Harmony > SOA Maturity Mode > Approach / Discipline

Maturity: Approach

This dimension deals with the overall approach to the delivery of IT solutions.  Most organizations today would be classified as application-oriented, that is, focused on the delivery of user facing systems.  What goes on behind the scenes is largely ignored by the business.  The organization must change their approach to IT solutions, focusing on business processes, business services, and business events.  Rather than addressing the largest pain points at the time, the organization must evolve a mature rationalization process by which solutions are decommissioned, changes made without disruption, and new solutions in line with the changes in the business strategy.

Level 0: Ad Hoc

At this level, services are neither a stated nor required deliverable of projects.  While some projects may be producing services, this decision is made as a project architecture decision, without any guidance from any governing body, such as an Enterprise Architecture area.  There is no roadmap of services.  IT / Business discussions occur in terms of applications, not processes or services, if at all.

Level 1: Common Goals

At this level, the organization makes a commitment to the adoption of SOA, defining the parameters of the initial approach.  This includes identification of the stakeholders, determination on whether a Center of Excellence/Competency Center will be utilized, whether external support will be brought in, definition of pilot projects (if any), etc.  In short, the top-level governance must be established so that all parties involved have clear understanding of the decision making process.  While full governance comes into play at Level 3, it is important that initial leadership is established from the very beginning.

Level 2: Foundation

At this level, the initial services identified have been delivered, and the service development effort is undergoing a limited amount of expansion.  Other projects can now create and consume services, but it is likely that an experienced, centralized team develops those services.  It is unlikely that service development projects exist are initiated on their own, however, they may be spun out of existing projects

Level 3: Method and Governance

At this level, the architectural planning process has begun to develop a master service blueprint.  Service development projects are created to fill gaps within the blueprint rather than being primarily driven by consumer-side project efforts.   Service development has been broadened to a larger group of developers, with the initial experts playing more of a mentoring role rather than acting as the centralized clearinghouse for service development.

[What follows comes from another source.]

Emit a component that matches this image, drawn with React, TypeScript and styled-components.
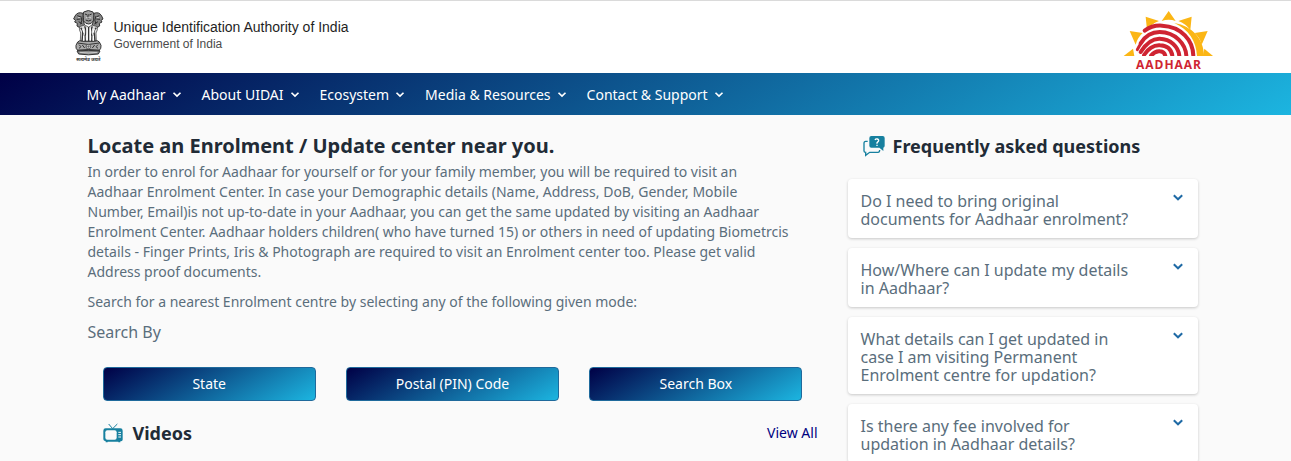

Level 4: Service-Oriented Enterprise

At this level, service development is innate to the organization.  A Master Service Blueprint has been created that guides all service development activities, and the organization has a mature change management approach to ensure that the impact of modifying existing services is managed appropriately.  The organization has put in place an application rationalization effort and is removing applications (and services) that do not add value to the organization. 

Level 5: Optimized

At this level, the entire approach to building technology solutions has fundamentally changed.  The business side has significant involvement through advancement in tools and technologies.